TASK INSTRUCTIONS. Among the entries below, extract exactly the lines that run from the one with "Output the web" through the one with "bg-[#f3f3f3] pr-1.5 font-['Liberation_Sans',Arial,sans-serif]", both ends included.

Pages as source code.
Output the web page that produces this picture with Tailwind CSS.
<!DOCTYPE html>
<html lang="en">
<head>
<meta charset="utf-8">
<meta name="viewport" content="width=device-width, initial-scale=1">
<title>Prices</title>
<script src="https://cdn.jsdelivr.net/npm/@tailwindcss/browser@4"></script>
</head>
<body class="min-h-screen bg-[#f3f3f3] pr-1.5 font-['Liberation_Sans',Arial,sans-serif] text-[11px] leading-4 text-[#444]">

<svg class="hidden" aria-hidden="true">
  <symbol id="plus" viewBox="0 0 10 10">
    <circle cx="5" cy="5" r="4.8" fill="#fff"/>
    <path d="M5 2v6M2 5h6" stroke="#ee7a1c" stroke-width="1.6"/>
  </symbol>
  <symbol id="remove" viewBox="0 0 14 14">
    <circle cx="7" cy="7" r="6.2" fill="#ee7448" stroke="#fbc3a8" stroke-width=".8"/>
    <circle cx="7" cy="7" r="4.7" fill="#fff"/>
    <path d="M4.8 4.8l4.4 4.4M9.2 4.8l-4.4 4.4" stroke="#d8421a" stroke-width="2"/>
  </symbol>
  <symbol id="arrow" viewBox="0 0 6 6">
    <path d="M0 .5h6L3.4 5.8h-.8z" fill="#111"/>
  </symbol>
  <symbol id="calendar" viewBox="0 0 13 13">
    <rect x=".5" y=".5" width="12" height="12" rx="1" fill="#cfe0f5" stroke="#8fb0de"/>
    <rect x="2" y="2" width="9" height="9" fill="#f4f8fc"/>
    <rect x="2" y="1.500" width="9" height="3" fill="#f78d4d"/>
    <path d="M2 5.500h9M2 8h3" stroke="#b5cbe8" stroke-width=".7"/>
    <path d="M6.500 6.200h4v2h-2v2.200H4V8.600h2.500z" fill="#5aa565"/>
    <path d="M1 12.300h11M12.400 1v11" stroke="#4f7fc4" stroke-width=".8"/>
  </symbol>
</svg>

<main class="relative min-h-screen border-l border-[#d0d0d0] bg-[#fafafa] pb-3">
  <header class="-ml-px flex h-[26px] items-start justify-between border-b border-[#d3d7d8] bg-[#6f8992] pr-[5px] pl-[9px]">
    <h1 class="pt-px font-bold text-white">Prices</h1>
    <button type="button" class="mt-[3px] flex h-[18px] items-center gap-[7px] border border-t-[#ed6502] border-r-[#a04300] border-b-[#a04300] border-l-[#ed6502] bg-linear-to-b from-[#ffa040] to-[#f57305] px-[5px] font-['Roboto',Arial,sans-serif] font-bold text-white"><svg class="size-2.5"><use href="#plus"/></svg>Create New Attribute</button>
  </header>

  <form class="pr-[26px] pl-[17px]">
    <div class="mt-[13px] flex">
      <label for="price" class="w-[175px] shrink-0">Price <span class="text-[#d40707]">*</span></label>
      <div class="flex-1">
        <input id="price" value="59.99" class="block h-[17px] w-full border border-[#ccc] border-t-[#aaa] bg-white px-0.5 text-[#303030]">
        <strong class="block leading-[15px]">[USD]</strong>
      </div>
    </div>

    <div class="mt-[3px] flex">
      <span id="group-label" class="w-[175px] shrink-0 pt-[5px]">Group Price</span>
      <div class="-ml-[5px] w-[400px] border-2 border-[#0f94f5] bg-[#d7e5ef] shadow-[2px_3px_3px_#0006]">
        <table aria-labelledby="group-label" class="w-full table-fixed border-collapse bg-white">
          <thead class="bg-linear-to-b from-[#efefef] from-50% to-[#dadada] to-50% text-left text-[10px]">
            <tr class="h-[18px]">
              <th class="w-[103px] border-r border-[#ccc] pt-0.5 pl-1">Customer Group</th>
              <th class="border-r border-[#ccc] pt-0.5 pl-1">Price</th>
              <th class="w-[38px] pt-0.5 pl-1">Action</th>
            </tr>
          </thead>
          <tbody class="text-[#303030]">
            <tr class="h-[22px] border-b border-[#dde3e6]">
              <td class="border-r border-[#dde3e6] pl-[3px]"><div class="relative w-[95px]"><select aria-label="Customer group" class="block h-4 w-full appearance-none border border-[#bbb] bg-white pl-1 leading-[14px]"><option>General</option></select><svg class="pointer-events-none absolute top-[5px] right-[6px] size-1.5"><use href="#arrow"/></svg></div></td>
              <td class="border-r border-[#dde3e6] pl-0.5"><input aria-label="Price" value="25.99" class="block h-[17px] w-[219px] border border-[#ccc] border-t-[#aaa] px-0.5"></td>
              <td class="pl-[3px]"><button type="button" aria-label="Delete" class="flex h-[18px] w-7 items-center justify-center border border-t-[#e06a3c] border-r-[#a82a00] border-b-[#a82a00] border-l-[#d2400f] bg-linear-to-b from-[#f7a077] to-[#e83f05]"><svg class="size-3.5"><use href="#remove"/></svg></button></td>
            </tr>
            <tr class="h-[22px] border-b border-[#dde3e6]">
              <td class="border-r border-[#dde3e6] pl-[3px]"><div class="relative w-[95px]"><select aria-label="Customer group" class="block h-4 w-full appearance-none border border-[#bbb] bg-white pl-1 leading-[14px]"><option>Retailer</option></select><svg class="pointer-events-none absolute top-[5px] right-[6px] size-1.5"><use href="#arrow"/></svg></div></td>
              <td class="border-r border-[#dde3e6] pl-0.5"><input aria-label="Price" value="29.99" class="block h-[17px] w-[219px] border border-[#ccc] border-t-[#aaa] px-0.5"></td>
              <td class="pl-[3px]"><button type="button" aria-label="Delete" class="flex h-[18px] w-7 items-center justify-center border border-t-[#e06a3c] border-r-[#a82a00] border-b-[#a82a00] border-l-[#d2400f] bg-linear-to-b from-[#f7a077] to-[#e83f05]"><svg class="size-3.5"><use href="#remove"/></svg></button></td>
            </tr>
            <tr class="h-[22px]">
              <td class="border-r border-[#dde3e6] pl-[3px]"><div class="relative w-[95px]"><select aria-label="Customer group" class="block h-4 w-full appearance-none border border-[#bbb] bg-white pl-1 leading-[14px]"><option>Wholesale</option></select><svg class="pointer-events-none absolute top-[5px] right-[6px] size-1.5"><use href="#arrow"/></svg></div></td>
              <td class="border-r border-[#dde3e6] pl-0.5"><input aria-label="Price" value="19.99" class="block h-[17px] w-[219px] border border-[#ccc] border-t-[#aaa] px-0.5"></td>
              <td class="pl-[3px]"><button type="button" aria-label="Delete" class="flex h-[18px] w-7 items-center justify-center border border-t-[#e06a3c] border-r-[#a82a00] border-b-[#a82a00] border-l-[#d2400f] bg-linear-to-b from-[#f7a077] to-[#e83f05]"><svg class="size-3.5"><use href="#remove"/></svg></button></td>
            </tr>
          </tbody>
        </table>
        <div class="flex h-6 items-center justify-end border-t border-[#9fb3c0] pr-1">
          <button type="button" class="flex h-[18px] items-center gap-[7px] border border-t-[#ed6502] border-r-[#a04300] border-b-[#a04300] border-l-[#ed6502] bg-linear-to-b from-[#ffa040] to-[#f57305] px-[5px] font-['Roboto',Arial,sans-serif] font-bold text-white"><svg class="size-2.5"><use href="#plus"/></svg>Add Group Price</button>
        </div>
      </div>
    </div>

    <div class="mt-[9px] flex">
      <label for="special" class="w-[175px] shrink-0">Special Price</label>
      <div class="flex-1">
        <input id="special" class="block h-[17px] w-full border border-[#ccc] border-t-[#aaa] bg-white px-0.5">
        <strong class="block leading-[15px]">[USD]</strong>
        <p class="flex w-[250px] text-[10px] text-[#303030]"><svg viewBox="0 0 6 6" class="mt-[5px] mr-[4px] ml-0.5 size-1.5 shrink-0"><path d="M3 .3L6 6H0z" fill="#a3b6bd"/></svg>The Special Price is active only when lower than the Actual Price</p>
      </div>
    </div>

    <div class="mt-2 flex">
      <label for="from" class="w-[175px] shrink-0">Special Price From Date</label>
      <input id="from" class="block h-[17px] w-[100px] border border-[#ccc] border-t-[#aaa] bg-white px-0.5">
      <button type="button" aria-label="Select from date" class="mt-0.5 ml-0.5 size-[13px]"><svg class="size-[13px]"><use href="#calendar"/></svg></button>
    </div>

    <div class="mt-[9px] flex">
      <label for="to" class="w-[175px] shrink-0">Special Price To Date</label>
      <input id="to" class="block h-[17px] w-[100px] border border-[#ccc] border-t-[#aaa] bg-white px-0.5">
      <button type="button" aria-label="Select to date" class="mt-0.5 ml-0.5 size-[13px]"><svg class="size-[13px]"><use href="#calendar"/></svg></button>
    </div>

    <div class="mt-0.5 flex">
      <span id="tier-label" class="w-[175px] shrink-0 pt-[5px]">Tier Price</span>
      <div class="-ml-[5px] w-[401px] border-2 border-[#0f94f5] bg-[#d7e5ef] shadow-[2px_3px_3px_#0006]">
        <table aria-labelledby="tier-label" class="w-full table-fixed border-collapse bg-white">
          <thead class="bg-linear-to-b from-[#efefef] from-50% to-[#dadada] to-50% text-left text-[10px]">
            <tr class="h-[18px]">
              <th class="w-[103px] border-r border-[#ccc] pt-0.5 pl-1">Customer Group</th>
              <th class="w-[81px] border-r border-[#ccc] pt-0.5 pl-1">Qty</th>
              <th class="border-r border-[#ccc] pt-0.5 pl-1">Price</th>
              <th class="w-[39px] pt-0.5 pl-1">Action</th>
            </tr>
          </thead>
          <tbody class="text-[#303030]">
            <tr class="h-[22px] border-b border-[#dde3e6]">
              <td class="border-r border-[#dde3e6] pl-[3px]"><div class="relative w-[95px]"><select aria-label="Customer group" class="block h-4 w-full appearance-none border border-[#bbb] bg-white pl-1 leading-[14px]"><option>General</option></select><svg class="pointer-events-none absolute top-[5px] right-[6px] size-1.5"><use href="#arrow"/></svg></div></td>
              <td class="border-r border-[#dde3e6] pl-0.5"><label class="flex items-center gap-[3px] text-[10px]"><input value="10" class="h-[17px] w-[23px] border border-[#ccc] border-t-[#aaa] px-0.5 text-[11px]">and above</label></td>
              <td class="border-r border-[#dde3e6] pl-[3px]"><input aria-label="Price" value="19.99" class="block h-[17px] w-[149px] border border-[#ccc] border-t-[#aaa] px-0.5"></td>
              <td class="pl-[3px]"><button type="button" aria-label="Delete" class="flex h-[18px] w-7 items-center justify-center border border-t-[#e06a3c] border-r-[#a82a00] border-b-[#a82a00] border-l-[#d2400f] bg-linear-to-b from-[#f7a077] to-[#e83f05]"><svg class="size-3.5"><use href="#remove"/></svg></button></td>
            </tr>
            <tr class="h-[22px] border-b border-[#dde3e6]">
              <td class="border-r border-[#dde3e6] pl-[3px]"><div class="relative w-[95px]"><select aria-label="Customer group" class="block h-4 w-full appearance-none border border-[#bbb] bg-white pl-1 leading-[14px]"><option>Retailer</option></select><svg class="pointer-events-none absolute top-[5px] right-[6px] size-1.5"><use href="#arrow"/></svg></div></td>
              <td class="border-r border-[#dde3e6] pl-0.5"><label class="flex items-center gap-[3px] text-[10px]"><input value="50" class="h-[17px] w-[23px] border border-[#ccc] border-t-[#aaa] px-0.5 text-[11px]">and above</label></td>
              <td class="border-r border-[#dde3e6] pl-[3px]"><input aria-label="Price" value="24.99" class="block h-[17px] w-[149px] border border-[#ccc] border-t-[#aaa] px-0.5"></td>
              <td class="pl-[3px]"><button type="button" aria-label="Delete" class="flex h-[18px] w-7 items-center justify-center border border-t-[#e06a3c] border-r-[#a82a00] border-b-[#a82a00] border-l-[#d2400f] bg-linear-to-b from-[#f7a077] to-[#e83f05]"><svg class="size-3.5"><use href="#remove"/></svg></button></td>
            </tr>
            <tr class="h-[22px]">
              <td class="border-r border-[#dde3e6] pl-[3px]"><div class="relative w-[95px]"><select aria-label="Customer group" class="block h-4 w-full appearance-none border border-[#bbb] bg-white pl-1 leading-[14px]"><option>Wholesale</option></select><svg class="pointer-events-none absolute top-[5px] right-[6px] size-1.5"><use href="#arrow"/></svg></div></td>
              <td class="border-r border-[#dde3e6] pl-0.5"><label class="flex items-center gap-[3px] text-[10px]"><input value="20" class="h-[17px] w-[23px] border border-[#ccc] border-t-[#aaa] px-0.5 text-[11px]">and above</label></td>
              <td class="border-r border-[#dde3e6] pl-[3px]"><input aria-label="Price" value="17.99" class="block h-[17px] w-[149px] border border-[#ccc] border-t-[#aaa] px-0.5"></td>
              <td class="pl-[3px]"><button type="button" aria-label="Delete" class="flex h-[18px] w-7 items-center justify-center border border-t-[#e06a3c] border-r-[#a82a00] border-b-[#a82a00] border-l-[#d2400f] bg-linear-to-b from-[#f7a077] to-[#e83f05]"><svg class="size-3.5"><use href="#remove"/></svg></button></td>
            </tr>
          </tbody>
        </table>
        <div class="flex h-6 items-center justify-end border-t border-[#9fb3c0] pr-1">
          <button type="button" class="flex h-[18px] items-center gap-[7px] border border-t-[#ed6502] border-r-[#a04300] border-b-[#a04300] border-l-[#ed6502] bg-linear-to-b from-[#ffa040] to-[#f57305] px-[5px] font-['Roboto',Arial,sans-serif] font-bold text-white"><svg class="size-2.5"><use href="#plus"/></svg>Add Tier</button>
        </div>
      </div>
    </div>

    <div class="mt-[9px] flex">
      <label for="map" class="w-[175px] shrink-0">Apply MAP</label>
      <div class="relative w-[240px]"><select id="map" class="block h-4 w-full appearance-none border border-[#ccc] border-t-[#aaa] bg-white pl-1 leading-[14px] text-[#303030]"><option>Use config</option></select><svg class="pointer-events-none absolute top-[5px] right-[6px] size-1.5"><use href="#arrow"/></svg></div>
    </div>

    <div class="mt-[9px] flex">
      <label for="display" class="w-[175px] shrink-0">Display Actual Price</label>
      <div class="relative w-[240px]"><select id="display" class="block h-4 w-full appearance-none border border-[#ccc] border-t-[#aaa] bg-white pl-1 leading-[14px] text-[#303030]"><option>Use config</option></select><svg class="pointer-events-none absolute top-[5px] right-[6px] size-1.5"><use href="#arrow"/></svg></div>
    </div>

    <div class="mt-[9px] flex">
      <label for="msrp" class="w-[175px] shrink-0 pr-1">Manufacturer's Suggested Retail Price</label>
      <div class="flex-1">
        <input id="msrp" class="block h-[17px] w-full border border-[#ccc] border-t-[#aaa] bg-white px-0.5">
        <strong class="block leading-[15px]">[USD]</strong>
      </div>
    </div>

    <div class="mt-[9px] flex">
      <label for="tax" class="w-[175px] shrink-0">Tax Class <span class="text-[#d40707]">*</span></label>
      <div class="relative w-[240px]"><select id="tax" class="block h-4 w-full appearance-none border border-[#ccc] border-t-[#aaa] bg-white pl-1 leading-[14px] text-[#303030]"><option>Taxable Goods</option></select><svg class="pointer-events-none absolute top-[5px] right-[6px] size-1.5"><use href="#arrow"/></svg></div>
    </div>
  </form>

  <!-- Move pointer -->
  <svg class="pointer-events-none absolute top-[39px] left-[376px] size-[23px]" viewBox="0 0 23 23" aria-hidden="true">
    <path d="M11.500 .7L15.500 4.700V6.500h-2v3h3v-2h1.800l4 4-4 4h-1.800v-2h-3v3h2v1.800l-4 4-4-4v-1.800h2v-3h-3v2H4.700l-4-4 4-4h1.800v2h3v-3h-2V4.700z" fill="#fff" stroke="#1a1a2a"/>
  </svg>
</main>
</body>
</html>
...
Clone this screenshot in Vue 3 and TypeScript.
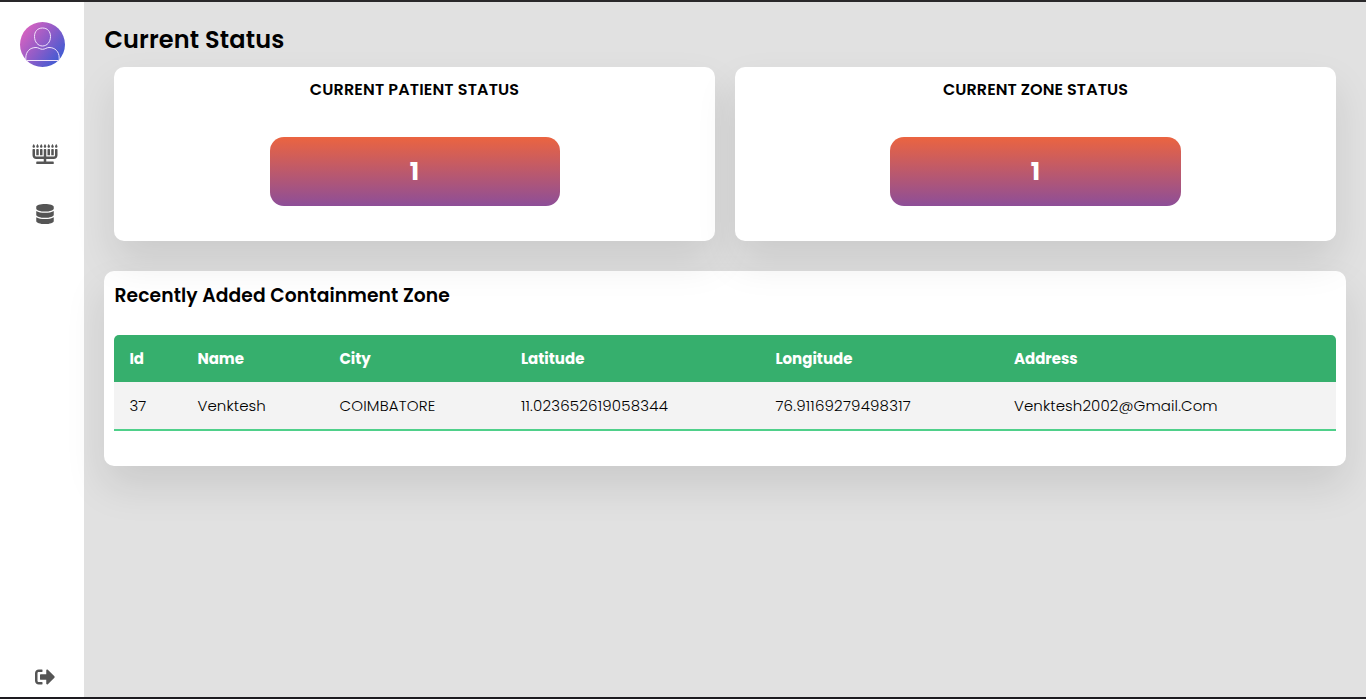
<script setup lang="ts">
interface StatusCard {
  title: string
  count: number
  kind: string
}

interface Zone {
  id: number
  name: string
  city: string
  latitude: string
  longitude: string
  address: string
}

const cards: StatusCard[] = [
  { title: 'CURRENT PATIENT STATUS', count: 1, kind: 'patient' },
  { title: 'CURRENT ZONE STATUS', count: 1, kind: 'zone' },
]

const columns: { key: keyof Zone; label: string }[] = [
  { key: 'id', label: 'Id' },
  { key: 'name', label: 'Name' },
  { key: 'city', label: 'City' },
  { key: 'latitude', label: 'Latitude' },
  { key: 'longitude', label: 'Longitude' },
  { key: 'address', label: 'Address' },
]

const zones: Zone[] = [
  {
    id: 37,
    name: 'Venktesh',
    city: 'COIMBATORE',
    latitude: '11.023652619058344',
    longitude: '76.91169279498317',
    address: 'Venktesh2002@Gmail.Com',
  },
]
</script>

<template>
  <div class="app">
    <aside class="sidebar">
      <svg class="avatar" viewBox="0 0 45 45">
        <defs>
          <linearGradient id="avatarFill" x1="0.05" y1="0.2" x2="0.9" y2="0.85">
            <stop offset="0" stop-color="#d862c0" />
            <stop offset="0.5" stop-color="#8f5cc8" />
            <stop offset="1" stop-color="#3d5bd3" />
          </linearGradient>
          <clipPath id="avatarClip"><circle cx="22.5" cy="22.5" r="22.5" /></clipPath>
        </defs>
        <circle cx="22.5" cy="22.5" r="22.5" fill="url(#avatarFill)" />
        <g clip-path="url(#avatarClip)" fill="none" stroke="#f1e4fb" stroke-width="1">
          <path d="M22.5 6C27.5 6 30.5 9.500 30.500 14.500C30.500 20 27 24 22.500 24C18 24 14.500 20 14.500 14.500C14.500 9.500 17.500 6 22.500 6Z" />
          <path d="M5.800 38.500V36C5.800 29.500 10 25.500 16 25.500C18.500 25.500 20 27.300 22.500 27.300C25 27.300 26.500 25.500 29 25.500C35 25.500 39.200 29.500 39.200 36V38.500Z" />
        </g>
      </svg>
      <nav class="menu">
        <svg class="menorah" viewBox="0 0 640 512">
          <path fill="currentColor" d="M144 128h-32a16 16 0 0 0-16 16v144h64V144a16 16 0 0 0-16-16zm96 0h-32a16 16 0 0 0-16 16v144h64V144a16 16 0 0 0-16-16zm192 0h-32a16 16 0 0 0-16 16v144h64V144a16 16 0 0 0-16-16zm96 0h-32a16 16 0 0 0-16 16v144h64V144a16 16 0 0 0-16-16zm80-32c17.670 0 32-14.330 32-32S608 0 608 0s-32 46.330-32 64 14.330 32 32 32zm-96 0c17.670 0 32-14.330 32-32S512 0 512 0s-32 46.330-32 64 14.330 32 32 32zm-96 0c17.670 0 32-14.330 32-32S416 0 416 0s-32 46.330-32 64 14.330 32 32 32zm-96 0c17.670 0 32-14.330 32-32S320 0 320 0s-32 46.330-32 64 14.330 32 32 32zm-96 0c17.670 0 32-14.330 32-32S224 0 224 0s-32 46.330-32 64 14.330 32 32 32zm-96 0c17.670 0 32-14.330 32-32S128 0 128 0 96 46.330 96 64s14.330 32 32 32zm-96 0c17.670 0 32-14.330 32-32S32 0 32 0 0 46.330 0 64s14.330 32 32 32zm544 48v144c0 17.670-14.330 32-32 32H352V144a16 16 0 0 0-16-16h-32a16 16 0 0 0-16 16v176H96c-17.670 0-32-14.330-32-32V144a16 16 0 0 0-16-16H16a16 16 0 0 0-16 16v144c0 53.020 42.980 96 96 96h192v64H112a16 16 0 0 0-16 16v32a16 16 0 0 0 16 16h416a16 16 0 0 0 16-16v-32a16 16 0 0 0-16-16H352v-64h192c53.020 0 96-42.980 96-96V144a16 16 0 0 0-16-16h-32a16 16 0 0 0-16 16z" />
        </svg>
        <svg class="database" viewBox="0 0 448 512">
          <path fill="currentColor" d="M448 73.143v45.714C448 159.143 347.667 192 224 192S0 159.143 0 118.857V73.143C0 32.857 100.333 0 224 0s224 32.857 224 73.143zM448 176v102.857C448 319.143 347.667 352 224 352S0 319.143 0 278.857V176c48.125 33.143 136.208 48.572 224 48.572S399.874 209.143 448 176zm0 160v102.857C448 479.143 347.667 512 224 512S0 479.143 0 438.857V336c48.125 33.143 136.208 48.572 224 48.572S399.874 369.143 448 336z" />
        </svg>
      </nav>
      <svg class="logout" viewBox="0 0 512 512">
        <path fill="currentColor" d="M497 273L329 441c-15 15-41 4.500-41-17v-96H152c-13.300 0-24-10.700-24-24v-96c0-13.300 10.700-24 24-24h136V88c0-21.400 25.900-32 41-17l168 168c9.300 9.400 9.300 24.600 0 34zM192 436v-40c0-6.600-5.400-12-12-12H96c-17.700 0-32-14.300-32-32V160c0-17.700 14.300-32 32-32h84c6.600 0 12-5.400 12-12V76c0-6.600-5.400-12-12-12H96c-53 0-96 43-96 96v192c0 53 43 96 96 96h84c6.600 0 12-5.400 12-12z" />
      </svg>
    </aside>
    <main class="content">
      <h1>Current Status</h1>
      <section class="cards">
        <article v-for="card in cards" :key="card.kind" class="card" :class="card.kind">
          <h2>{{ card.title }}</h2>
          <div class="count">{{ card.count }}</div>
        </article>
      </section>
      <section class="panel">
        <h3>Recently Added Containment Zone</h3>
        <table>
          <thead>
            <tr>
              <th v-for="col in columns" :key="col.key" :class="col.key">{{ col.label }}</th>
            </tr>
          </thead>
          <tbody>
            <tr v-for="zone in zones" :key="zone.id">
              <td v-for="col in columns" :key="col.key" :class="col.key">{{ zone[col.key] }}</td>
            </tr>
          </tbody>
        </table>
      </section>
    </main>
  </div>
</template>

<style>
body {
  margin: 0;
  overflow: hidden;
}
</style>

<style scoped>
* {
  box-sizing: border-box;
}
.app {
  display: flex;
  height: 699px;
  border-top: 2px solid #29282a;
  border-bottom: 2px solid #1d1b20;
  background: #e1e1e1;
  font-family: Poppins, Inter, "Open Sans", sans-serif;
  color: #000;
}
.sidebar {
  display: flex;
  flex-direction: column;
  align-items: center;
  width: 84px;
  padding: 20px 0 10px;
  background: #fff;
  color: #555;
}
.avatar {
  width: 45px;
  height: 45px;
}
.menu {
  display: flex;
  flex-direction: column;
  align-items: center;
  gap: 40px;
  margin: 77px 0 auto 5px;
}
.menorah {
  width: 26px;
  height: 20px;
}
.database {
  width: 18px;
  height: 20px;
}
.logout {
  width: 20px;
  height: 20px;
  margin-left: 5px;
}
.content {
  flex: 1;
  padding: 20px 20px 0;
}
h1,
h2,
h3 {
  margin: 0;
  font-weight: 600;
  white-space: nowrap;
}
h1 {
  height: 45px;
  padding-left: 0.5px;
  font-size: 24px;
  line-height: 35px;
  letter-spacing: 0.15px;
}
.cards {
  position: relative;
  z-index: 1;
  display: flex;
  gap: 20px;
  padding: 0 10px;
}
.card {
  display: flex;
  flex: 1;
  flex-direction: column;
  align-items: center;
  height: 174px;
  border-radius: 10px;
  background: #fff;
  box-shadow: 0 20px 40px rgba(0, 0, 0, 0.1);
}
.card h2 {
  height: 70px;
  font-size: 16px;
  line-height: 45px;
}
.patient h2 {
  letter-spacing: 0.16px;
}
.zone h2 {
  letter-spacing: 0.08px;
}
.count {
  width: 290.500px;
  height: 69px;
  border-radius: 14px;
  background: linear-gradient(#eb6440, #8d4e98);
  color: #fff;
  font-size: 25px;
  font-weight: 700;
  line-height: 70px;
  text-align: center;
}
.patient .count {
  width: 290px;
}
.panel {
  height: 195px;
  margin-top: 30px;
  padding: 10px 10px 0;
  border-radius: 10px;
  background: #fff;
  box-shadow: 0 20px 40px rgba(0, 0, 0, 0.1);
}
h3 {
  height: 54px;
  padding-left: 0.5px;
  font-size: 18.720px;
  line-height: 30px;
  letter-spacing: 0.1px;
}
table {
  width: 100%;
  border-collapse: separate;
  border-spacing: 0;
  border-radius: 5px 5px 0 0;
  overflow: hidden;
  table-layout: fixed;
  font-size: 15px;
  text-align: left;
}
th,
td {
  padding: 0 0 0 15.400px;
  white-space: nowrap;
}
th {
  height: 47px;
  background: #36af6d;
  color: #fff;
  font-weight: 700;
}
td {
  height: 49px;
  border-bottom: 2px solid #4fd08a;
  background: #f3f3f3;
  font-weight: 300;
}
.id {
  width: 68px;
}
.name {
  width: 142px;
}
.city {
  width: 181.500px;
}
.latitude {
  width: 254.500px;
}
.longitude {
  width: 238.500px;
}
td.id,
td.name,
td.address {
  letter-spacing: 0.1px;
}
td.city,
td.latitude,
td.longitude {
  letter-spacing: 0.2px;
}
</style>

SOLUTION TO THE PROBLEM.
Output the web page that produces this picture with Tailwind CSS.
<!DOCTYPE html>
<html lang="en">
<head>
<meta charset="utf-8">
<meta name="viewport" content="width=device-width, initial-scale=1">
<title>Prices</title>
<script src="https://cdn.jsdelivr.net/npm/@tailwindcss/browser@4"></script>
</head>
<body class="min-h-screen bg-[#f3f3f3] pr-1.5 font-['Liberation_Sans',Arial,sans-serif] text-[11px] leading-4 text-[#444]">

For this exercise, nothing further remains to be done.